> Instructions for the task
Can you copy out the data exactly? Leave the images out.

> Entries shown
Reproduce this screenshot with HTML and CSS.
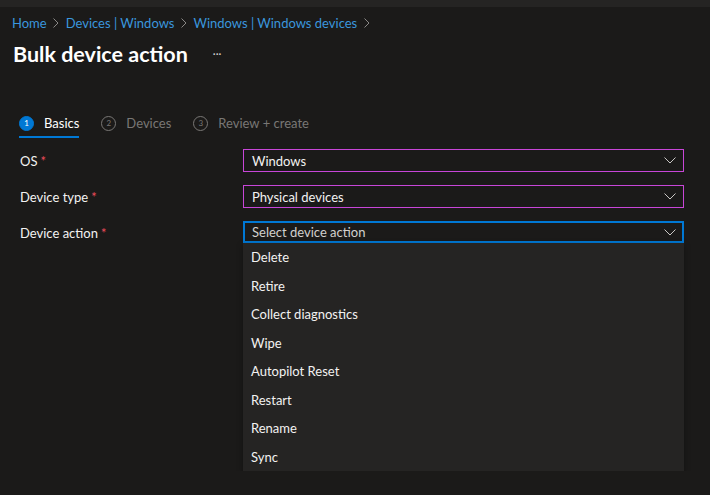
FILE: index.html
```html
<!DOCTYPE html>
<html lang="en">
<head>
    <meta charset="UTF-8">
    <meta name="viewport" content="width=device-width, initial-scale=1.0">
    <title>Bulk device action</title>
    <link rel="stylesheet" href="styles.css">
</head>
<body>
    <div class="topbar"></div>

    <div class="page">
        <!-- Breadcrumb -->
        <nav class="breadcrumb">
            <a href="#">Home</a>
            <svg class="sep" width="6" height="10" viewBox="0 0 6 10"><path d="M0.5 0.5 L5 5 L0.5 9.5" fill="none" stroke="#8a8886" stroke-width="1"/></svg>
            <a href="#">Devices | Windows</a>
            <svg class="sep" width="6" height="10" viewBox="0 0 6 10"><path d="M0.5 0.5 L5 5 L0.5 9.5" fill="none" stroke="#8a8886" stroke-width="1"/></svg>
            <a href="#">Windows | Windows devices</a>
            <svg class="sep" width="6" height="10" viewBox="0 0 6 10"><path d="M0.5 0.5 L5 5 L0.5 9.5" fill="none" stroke="#8a8886" stroke-width="1"/></svg>
        </nav>

        <div class="title-row">
            <h1>Bulk device action</h1>
            <span class="more">&middot;&middot;&middot;</span>
        </div>

        <!-- Wizard steps -->
        <div class="steps">
            <div class="step active">
                <span class="num">1</span>
                <span class="label">Basics</span>
            </div>
            <div class="step">
                <span class="num">2</span>
                <span class="label">Devices</span>
            </div>
            <div class="step">
                <span class="num">3</span>
                <span class="label">Review + create</span>
            </div>
        </div>

        <!-- Form -->
        <div class="form">
            <label class="field-label">OS <span class="req">*</span></label>
            <div class="select filled">
                <span>Windows</span>
                <svg class="chev" width="12" height="7" viewBox="0 0 12 7"><path d="M0.5 0.5 L6 6 L11.5 0.5" fill="none" stroke="#c8c6c4" stroke-width="1"/></svg>
            </div>

            <label class="field-label">Device type <span class="req">*</span></label>
            <div class="select filled">
                <span>Physical devices</span>
                <svg class="chev" width="12" height="7" viewBox="0 0 12 7"><path d="M0.5 0.5 L6 6 L11.5 0.5" fill="none" stroke="#c8c6c4" stroke-width="1"/></svg>
            </div>

            <label class="field-label">Device action <span class="req">*</span></label>
            <div class="dropdown">
                <div class="select focused">
                    <span>Select device action</span>
                    <svg class="chev" width="12" height="7" viewBox="0 0 12 7"><path d="M0.5 0.5 L6 6 L11.5 0.5" fill="none" stroke="#c8c6c4" stroke-width="1"/></svg>
                </div>
                <ul class="options">
                    <li>Delete</li>
                    <li>Retire</li>
                    <li>Collect diagnostics</li>
                    <li>Wipe</li>
                    <li>Autopilot Reset</li>
                    <li>Restart</li>
                    <li>Rename</li>
                    <li>Sync</li>
                </ul>
            </div>
        </div>
    </div>
</body>
</html>
```

FILE: styles.css
```css
body {
    margin: 0;
    background-color: #1b1a19;
    color: #f3f2f1;
    font-family: 'Segoe UI', Lato, 'Noto Sans', sans-serif;
    font-size: 13px;
}

.topbar {
    height: 7px;
    background-color: #252423;
}

.page {
    padding: 0 26px 0 12px;
}

/* Breadcrumb */
.breadcrumb {
    display: flex;
    align-items: center;
    gap: 6.5px;
    height: 18px;
    margin-top: 7px;
}

.breadcrumb a {
    color: #3a96dd;
    text-decoration: none;
}

.title-row {
    display: flex;
    align-items: center;
    height: 30px;
    margin-top: 7px;
    padding-left: 1px;
}

h1 {
    margin: 0;
    font-size: 21.5px;
    font-weight: 700;
    color: #ffffff;
}

.more {
    margin-left: 25px;
    font-size: 11px;
    color: #d2d0ce;
    position: relative;
    top: -1px;
}

/* Wizard steps */
.steps {
    display: flex;
    gap: 22px;
    margin-top: 39px;
    padding-left: 7px;
}

.step {
    display: flex;
    align-items: center;
    gap: 10px;
    height: 30px;
    color: #797775;
    font-size: 13px;
}

.step .num {
    width: 13px;
    height: 13px;
    border: 1px solid #797775;
    border-radius: 50%;
    font-size: 8px;
    display: flex;
    align-items: center;
    justify-content: center;
}

.step.active {
    color: #ffffff;
    box-shadow: inset 0 -2px 0 #0078d4;
}

.step.active .num {
    background-color: #0078d4;
    border-color: #0078d4;
    color: #ffffff;
}

/* Form */
.form {
    display: grid;
    grid-template-columns: 223px 1fr;
    row-gap: 13px;
    margin-top: 11px;
    padding-left: 8px;
    align-items: start;
}

.field-label {
    height: 23px;
    display: flex;
    align-items: center;
    gap: 3px;
}

.req {
    color: #ec4b5a;
}

.select {
    height: 23px;
    box-sizing: border-box;
    border: 1px solid #c846d8;
    display: flex;
    align-items: center;
    justify-content: space-between;
    padding: 0 7px 0 8px;
}

.select.focused {
    border: 2px solid #0078d4;
    height: 22px;
    padding: 0 6px 0 7px;
    color: #d2d0ce;
}

.options {
    list-style: none;
    margin: 0;
    padding: 0;
    background-color: #252423;
    box-shadow: 0 2px 6px rgba(0, 0, 0, 0.35);
}

.options li {
    height: 28.5px;
    line-height: 28.5px;
    padding-left: 8px;
}
```
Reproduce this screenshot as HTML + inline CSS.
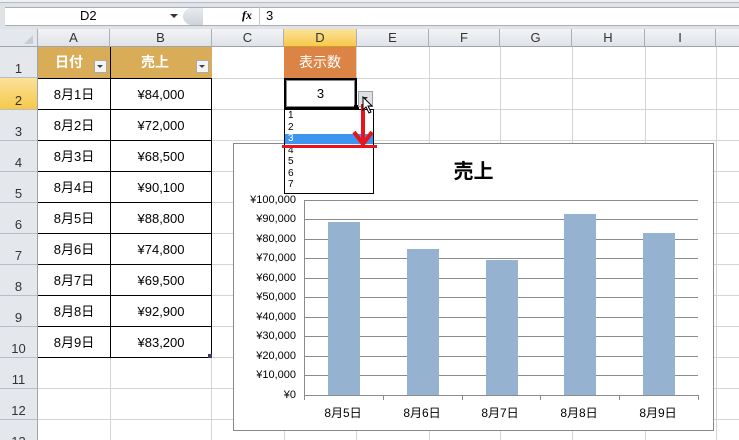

> Output
Reproduce this screenshot with HTML and CSS.
FILE: index.html
```html
<!DOCTYPE html>
<html lang="en">
<head>
    <meta charset="UTF-8">
    <meta name="viewport" content="width=device-width, initial-scale=1.0">
    <title>Bulk device action</title>
    <link rel="stylesheet" href="styles.css">
</head>
<body>
    <div class="topbar"></div>

    <div class="page">
        <!-- Breadcrumb -->
        <nav class="breadcrumb">
            <a href="#">Home</a>
            <svg class="sep" width="6" height="10" viewBox="0 0 6 10"><path d="M0.5 0.5 L5 5 L0.5 9.5" fill="none" stroke="#8a8886" stroke-width="1"/></svg>
            <a href="#">Devices | Windows</a>
            <svg class="sep" width="6" height="10" viewBox="0 0 6 10"><path d="M0.5 0.5 L5 5 L0.5 9.5" fill="none" stroke="#8a8886" stroke-width="1"/></svg>
            <a href="#">Windows | Windows devices</a>
            <svg class="sep" width="6" height="10" viewBox="0 0 6 10"><path d="M0.5 0.5 L5 5 L0.5 9.5" fill="none" stroke="#8a8886" stroke-width="1"/></svg>
        </nav>

        <div class="title-row">
            <h1>Bulk device action</h1>
            <span class="more">&middot;&middot;&middot;</span>
        </div>

        <!-- Wizard steps -->
        <div class="steps">
            <div class="step active">
                <span class="num">1</span>
                <span class="label">Basics</span>
            </div>
            <div class="step">
                <span class="num">2</span>
                <span class="label">Devices</span>
            </div>
            <div class="step">
                <span class="num">3</span>
                <span class="label">Review + create</span>
            </div>
        </div>

        <!-- Form -->
        <div class="form">
            <label class="field-label">OS <span class="req">*</span></label>
            <div class="select filled">
                <span>Windows</span>
                <svg class="chev" width="12" height="7" viewBox="0 0 12 7"><path d="M0.5 0.5 L6 6 L11.5 0.5" fill="none" stroke="#c8c6c4" stroke-width="1"/></svg>
            </div>

            <label class="field-label">Device type <span class="req">*</span></label>
            <div class="select filled">
                <span>Physical devices</span>
                <svg class="chev" width="12" height="7" viewBox="0 0 12 7"><path d="M0.5 0.5 L6 6 L11.5 0.5" fill="none" stroke="#c8c6c4" stroke-width="1"/></svg>
            </div>

            <label class="field-label">Device action <span class="req">*</span></label>
            <div class="dropdown">
                <div class="select focused">
                    <span>Select device action</span>
                    <svg class="chev" width="12" height="7" viewBox="0 0 12 7"><path d="M0.5 0.5 L6 6 L11.5 0.5" fill="none" stroke="#c8c6c4" stroke-width="1"/></svg>
                </div>
                <ul class="options">
                    <li>Delete</li>
                    <li>Retire</li>
                    <li>Collect diagnostics</li>
                    <li>Wipe</li>
                    <li>Autopilot Reset</li>
                    <li>Restart</li>
                    <li>Rename</li>
                    <li>Sync</li>
                </ul>
            </div>
        </div>
    </div>
</body>
</html>
```

FILE: styles.css
```css
body {
    margin: 0;
    background-color: #1b1a19;
    color: #f3f2f1;
    font-family: 'Segoe UI', Lato, 'Noto Sans', sans-serif;
    font-size: 13px;
}

.topbar {
    height: 7px;
    background-color: #252423;
}

.page {
    padding: 0 26px 0 12px;
}

/* Breadcrumb */
.breadcrumb {
    display: flex;
    align-items: center;
    gap: 6.5px;
    height: 18px;
    margin-top: 7px;
}

.breadcrumb a {
    color: #3a96dd;
    text-decoration: none;
}

.title-row {
    display: flex;
    align-items: center;
    height: 30px;
    margin-top: 7px;
    padding-left: 1px;
}

h1 {
    margin: 0;
    font-size: 21.5px;
    font-weight: 700;
    color: #ffffff;
}

.more {
    margin-left: 25px;
    font-size: 11px;
    color: #d2d0ce;
    position: relative;
    top: -1px;
}

/* Wizard steps */
.steps {
    display: flex;
    gap: 22px;
    margin-top: 39px;
    padding-left: 7px;
}

.step {
    display: flex;
    align-items: center;
    gap: 10px;
    height: 30px;
    color: #797775;
    font-size: 13px;
}

.step .num {
    width: 13px;
    height: 13px;
    border: 1px solid #797775;
    border-radius: 50%;
    font-size: 8px;
    display: flex;
    align-items: center;
    justify-content: center;
}

.step.active {
    color: #ffffff;
    box-shadow: inset 0 -2px 0 #0078d4;
}

.step.active .num {
    background-color: #0078d4;
    border-color: #0078d4;
    color: #ffffff;
}

/* Form */
.form {
    display: grid;
    grid-template-columns: 223px 1fr;
    row-gap: 13px;
    margin-top: 11px;
    padding-left: 8px;
    align-items: start;
}

.field-label {
    height: 23px;
    display: flex;
    align-items: center;
    gap: 3px;
}

.req {
    color: #ec4b5a;
}

.select {
    height: 23px;
    box-sizing: border-box;
    border: 1px solid #c846d8;
    display: flex;
    align-items: center;
    justify-content: space-between;
    padding: 0 7px 0 8px;
}

.select.focused {
    border: 2px solid #0078d4;
    height: 22px;
    padding: 0 6px 0 7px;
    color: #d2d0ce;
}

.options {
    list-style: none;
    margin: 0;
    padding: 0;
    background-color: #252423;
    box-shadow: 0 2px 6px rgba(0, 0, 0, 0.35);
}

.options li {
    height: 28.5px;
    line-height: 28.5px;
    padding-left: 8px;
}
```
Reproduce this screenshot as HTML + inline CSS.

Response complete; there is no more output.